▶ **STATED GOAL**
Read the lines that follow and tally those with the word "screenshot"; give the number and nothing else.

Pages as source code
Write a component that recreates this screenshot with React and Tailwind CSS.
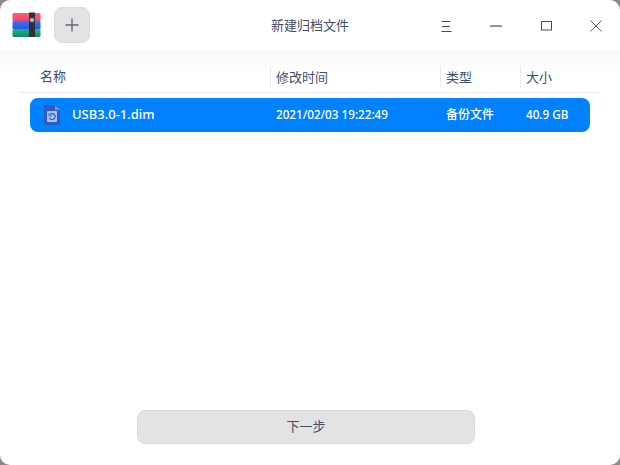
const font = { fontFamily: '"Noto Sans", "Noto Sans CJK SC", sans-serif' };

// 压缩包图标
const ArchiveIcon = () => (
  <svg width="30" height="26" viewBox="0 0 30 26" className="block">
    <defs>
      <linearGradient id="bandRed" x1="0" y1="0" x2="0" y2="1">
        <stop offset="0" stopColor="#f9646a" />
        <stop offset="1" stopColor="#ee3f78" />
      </linearGradient>
      <linearGradient id="bandBlue" x1="0" y1="0" x2="0" y2="1">
        <stop offset="0" stopColor="#2f7bf8" />
        <stop offset="1" stopColor="#2a55e0" />
      </linearGradient>
      <linearGradient id="bandGreen" x1="0" y1="0" x2="0" y2="1">
        <stop offset="0" stopColor="#1fb08a" />
        <stop offset="1" stopColor="#0f8a70" />
      </linearGradient>
    </defs>
    <rect x="0.5" y="1" width="28" height="8" rx="1.5" fill="url(#bandRed)" />
    <rect x="0.5" y="9" width="28" height="8" rx="0.5" fill="url(#bandBlue)" />
    <rect x="0.5" y="17" width="28" height="8" rx="1.5" fill="url(#bandGreen)" />
    <rect x="17" y="0.5" width="6" height="24.5" fill="#2f2f34" />
    <rect x="17.5" y="5.5" width="5" height="5" fill="#55555a" />
    <rect x="18.5" y="6.5" width="3" height="3" fill="#d0d0d0" />
  </svg>
);

const FileIcon = () => (
  <svg width="16" height="20" viewBox="0 0 16 20" className="block">
    <path d="M0 0h11l5 5v15H0z" fill="#2e5cc4" />
    <path d="M11 0l5 5h-5z" fill="#6f93de" />
    <rect x="3" y="6" width="10" height="11" rx="1" fill="#a9c2f0" />
    <path d="M6 9.5a3 3 0 1 1-.5 3.5" fill="none" stroke="#2e5cc4" strokeWidth="1.2" />
    <path d="M5 8.5v2.5h2.5" fill="none" stroke="#2e5cc4" strokeWidth="1" />
  </svg>
);

const WindowButton = ({ children }) => (
  <div className="w-[50px] h-[50px] flex items-center justify-center pl-[2px] pt-[2px]">{children}</div>
);

export default function App() {
  return (
    <div className="w-[620px] h-[465px] bg-[#8a8a8a]" style={font}>
      <div className="w-full h-full bg-white rounded-[10px] overflow-hidden flex flex-col">
        {/* 标题栏 */}
        <div className="h-[50px] shrink-0 flex items-center">
          <div className="ml-[12px] w-[30px]"><ArchiveIcon /></div>
          <div className="ml-[12px] w-[36px] h-[36px] rounded-[8px] bg-[#e3e3e3] border border-[#d9d9d9] flex items-center justify-center">
            <svg width="14" height="14" viewBox="0 0 14 14">
              <path d="M7 0.5v13M0.5 7h13" stroke="#5f6880" strokeWidth="1.4" />
            </svg>
          </div>
          <div className="flex-1 text-center text-[13px] text-[#414d68] pl-[110px] pt-[2px]">新建归档文件</div>
          <div className="flex">
            <WindowButton>
              <svg width="11" height="11" viewBox="0 0 11 11">
                <path d="M0.5 0.5h9M1 5.5h8M0.5 10.5h10" stroke="#414d68" strokeWidth="1" />
              </svg>
            </WindowButton>
            <WindowButton>
              <svg width="12" height="2" viewBox="0 0 12 2">
                <path d="M0 1h12" stroke="#414d68" strokeWidth="1.2" />
              </svg>
            </WindowButton>
            <WindowButton>
              <svg width="11" height="10" viewBox="0 0 11 10">
                <rect x="0.5" y="0.5" width="10" height="8.5" fill="none" stroke="#414d68" strokeWidth="1" />
              </svg>
            </WindowButton>
            <WindowButton>
              <svg width="12" height="12" viewBox="0 0 12 12">
                <path d="M0.5 0.5l11 11M11.5 0.5l-11 11" stroke="#414d68" strokeWidth="0.9" />
              </svg>
            </WindowButton>
          </div>
        </div>

        {/* 表头 */}
        <div className="h-[43px] shrink-0 px-[20px] bg-gradient-to-b from-[#f9f9f9] to-white to-50%">
          <div className="h-full flex items-center border-b border-[#ebebeb] text-[13px] text-[#414d68] pt-[12px]">
            <div className="w-[250px] pl-[20px]">名称</div>
            <div className="w-[170px] pl-[5px] border-l border-[#ebebeb] h-[22px] leading-[22px]">修改时间</div>
            <div className="w-[80px] pl-[5px] border-l border-[#ebebeb] h-[22px] leading-[22px]">类型</div>
            <div className="flex-1 pl-[5px] border-l border-[#ebebeb] h-[22px] leading-[22px]">大小</div>
          </div>
        </div>

        {/* 文件行 */}
        <div className="mx-[30px] mt-[5px] h-[34px] shrink-0 rounded-[8px] bg-[#0081ff] flex items-center text-white font-medium">
          <div className="w-[240px] flex items-center">
            <div className="ml-[14px] w-[28px]"><FileIcon /></div>
            <span className="text-[13px]">USB3.0-1.dim</span>
          </div>
          <div className="w-[170px] pl-[6px] text-[11.7px]">2021/02/03 19:22:49</div>
          <div className="w-[80px] pl-[6px] text-[12px]">备份文件</div>
          <div className="flex-1 pl-[6px] text-[11.7px]">40.9 GB</div>
        </div>

        {/* 下一步 */}
        <div className="mt-auto mb-[21px] flex justify-center pr-[8px]">
          <button className="w-[338px] h-[34px] rounded-[8px] bg-[#e3e3e3] border border-[#d9d9d9] text-[13px] text-[#414d68]">
            下一步
          </button>
        </div>
      </div>
    </div>
  );
}
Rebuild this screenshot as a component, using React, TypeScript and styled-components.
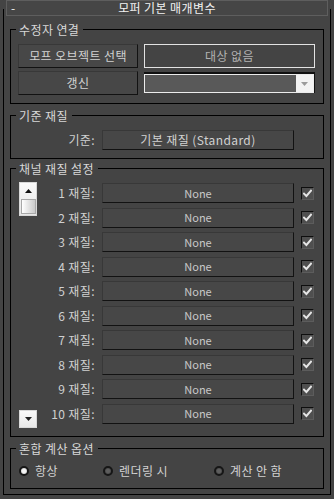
import React from "react";
import styled, { createGlobalStyle } from "styled-components";

const Global = createGlobalStyle`
  html, body { margin: 0; padding: 0; background: #444444; }
  body {
    font-family: "Noto Sans CJK KR", "Noto Sans", sans-serif;
    font-size: 12px;
    letter-spacing: 0.4px;
    color: #d2d2d2;
  }
  * { box-sizing: border-box; }
`;

const Root = styled.div`
  width: 334px;
  height: 499px;
  background: #444444;
  padding: 9px 0 0 3px;
  overflow: hidden;
`;

const Frame = styled.div`
  width: 328px;
  height: 486px;
  border: 1px solid #000;
  border-top: none;
  display: flex;
  flex-direction: column;
`;

const TitleBar = styled.div`
  margin: -9px 2px 0 2px;
  height: 16px;
  flex-shrink: 0;
  border: 1px solid #5e5e5e;
  background: #464646;
  display: grid;
  grid-template-columns: 1fr auto 1fr;
  align-items: center;
  color: #f2f2f2;
  line-height: 14px;
`;

const Collapse = styled.span`
  padding-left: 4px;
`;

const Group = styled.div<{ $top: number; $h: number }>`
  position: relative;
  flex-shrink: 0;
  margin: ${(p) => p.$top}px 6px 0 6px;
  height: ${(p) => p.$h}px;
  border: 1px solid #000;
`;

const GroupLabel = styled.span`
  position: absolute;
  top: -9px;
  left: 5px;
  padding: 0 4px 0 3px;
  background: #444444;
  line-height: 17px;
  color: #d8d8d8;
  white-space: nowrap;
`;

const ConnectGrid = styled.div`
  display: grid;
  grid-template-columns: 120px 171px;
  grid-template-rows: 24px 24px;
  column-gap: 6px;
  row-gap: 3px;
  padding: 14px 0 0 7px;
`;

const Button = styled.div<{ $small?: boolean }>`
  display: flex;
  align-items: center;
  justify-content: center;
  height: 100%;
  background: #474747;
  border: 1px solid;
  border-color: #383838 #121212 #121212 #383838;
  color: ${(p) => (p.$small ? "#c9c9c9" : "#d2d2d2")};
  font-size: ${(p) => (p.$small ? "11px" : "12px")};
  letter-spacing: ${(p) => (p.$small ? "0" : "0.4px")};
  line-height: 1;
  white-space: nowrap;
`;

const TargetButton = styled.div`
  display: flex;
  align-items: center;
  justify-content: center;
  background: #444444;
  border: 1px solid #e2e2e2;
  color: #b2b2b2;
  line-height: 1;
`;

const Combo = styled.div`
  margin: 1px 0 2px 0;
  border-top: 2px solid #111;
  border-right: 1px solid #111;
  display: flex;
`;

const ComboInner = styled.div`
  flex: 1;
  display: grid;
  grid-template-columns: 1fr 17px;
  border: 1px solid #ececec;
`;

const ComboField = styled.div`
  background: #595959;
`;

const ComboArrow = styled.div`
  background: #f2f2f2;
  display: flex;
  align-items: center;
  justify-content: center;
`;

const BaseRow = styled.div`
  display: grid;
  grid-template-columns: 84px 192px;
  column-gap: 7px;
  align-items: center;
  height: 20px;
  margin-top: 14px;
`;

const RowLabel = styled.span`
  text-align: right;
  white-space: nowrap;
  color: #d0d0d0;
  line-height: 1;
`;

const ChannelBody = styled.div`
  display: flex;
  align-items: flex-start;
  padding-left: 8px;
`;

const ScrollCol = styled.div`
  width: 18px;
  height: 246px;
  margin-top: 13px;
  display: flex;
  flex-direction: column;
  justify-content: space-between;
`;

const ScrollUp = styled.div`
  width: 18px;
  height: 34px;
  background: linear-gradient(#fafafa, #e6e6e6);
  border: 1px solid #d8d8d8;
  display: flex;
  flex-direction: column;
  align-items: center;
`;

const ArrowSlot = styled.div`
  height: 16px;
  display: flex;
  align-items: center;
  justify-content: center;
`;

const Thumb = styled.div`
  width: 15px;
  height: 15px;
  background: linear-gradient(90deg, #ffffff, #c9c9c9);
  border: 1px solid #a8a8a8;
`;

const ScrollDown = styled.div`
  width: 18px;
  height: 18px;
  background: linear-gradient(#fafafa, #e8e8e8);
  border: 1px solid #d8d8d8;
  display: flex;
  align-items: center;
  justify-content: center;
`;

const Rows = styled.div`
  margin-top: 14px;
  display: flex;
  flex-direction: column;
  gap: 4.5px;
`;

const ChannelRow = styled.div`
  display: grid;
  grid-template-columns: 58px 192px 13px;
  column-gap: 7px;
  align-items: center;
  height: 20px;
`;

const Check = styled.div`
  width: 13px;
  height: 13px;
  background: #4f4f4f;
  border: 1px solid;
  border-color: #0e0e0e #5c5c5c #5c5c5c #0e0e0e;
  display: flex;
  align-items: center;
  justify-content: center;
`;

const RadioRow = styled.div`
  display: grid;
  grid-template-columns: 84px 111px 1fr;
  padding: 16px 0 0 8px;
`;

const RadioItem = styled.div`
  display: flex;
  align-items: center;
  gap: 6px;
  height: 11px;
  color: #d2d2d2;
  white-space: nowrap;
  line-height: 1;
`;

const RadioDot = styled.span<{ $on?: boolean }>`
  width: 10px;
  height: 10px;
  border-radius: 50%;
  flex-shrink: 0;
  border: 2px solid #161616;
  background: ${(p) => (p.$on ? "radial-gradient(circle, #f4f4f4 35%, #bdbdbd 100%)" : "radial-gradient(circle, #5e5e5e 35%, #3c3c3c 100%)")};
`;

const UpArrow = () => (
  <svg width="7" height="4" viewBox="0 0 7 4">
    <polygon points="0,4 7,4 3.5,0" fill="#111" />
  </svg>
);

const DownArrow = ({ color = "#222" }: { color?: string }) => (
  <svg width="7" height="4" viewBox="0 0 7 4">
    <polygon points="0,0 7,0 3.5,4" fill={color} />
  </svg>
);

const CheckMark = () => (
  <svg width="9" height="9" viewBox="0 0 9 9">
    <path d="M1 4.6 L3.4 7 L8 1.6" fill="none" stroke="#e6e6e6" strokeWidth="2" strokeLinecap="square" />
  </svg>
);

const channels = [1, 2, 3, 4, 5, 6, 7, 8, 9, 10];

export default function App() {
  return (
    <>
      <Global />
      <Root>
        <Frame>
          <TitleBar>
            <Collapse>-</Collapse>
            <span>모퍼 기본 매개변수</span>
            <span />
          </TitleBar>

          <Group $top={13} $h={75}>
            <GroupLabel>수정자 연결</GroupLabel>
            <ConnectGrid>
              <Button>모프 오브젝트 선택</Button>
              <TargetButton>대상 없음</TargetButton>
              <Button>갱신</Button>
              <Combo>
                <ComboInner>
                  <ComboField />
                  <ComboArrow>
                    <DownArrow color="#9a9a9a" />
                  </ComboArrow>
                </ComboInner>
              </Combo>
            </ConnectGrid>
          </Group>

          <Group $top={11} $h={44}>
            <GroupLabel>기준 재질</GroupLabel>
            <BaseRow>
              <RowLabel>기준:</RowLabel>
              <Button>기본 재질 (Standard)</Button>
            </BaseRow>
          </Group>

          <Group $top={9} $h={269}>
            <GroupLabel>채널 재질 설정</GroupLabel>
            <ChannelBody>
              <ScrollCol>
                <ScrollUp>
                  <ArrowSlot>
                    <UpArrow />
                  </ArrowSlot>
                  <Thumb />
                </ScrollUp>
                <ScrollDown>
                  <DownArrow />
                </ScrollDown>
              </ScrollCol>
              <Rows>
                {channels.map((n) => (
                  <ChannelRow key={n}>
                    <RowLabel>{n} 재질:</RowLabel>
                    <Button $small>None</Button>
                    <Check>
                      <CheckMark />
                    </Check>
                  </ChannelRow>
                ))}
              </Rows>
            </ChannelBody>
          </Group>

          <Group $top={11} $h={41}>
            <GroupLabel>혼합 계산 옵션</GroupLabel>
            <RadioRow>
              <RadioItem>
                <RadioDot $on />
                항상
              </RadioItem>
              <RadioItem>
                <RadioDot />
                렌더링 시
              </RadioItem>
              <RadioItem>
                <RadioDot />
                계산 안 함
              </RadioItem>
            </RadioRow>
          </Group>
        </Frame>
      </Root>
    </>
  );
}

▶ **ANSWER TO THIS PROBLEM**
2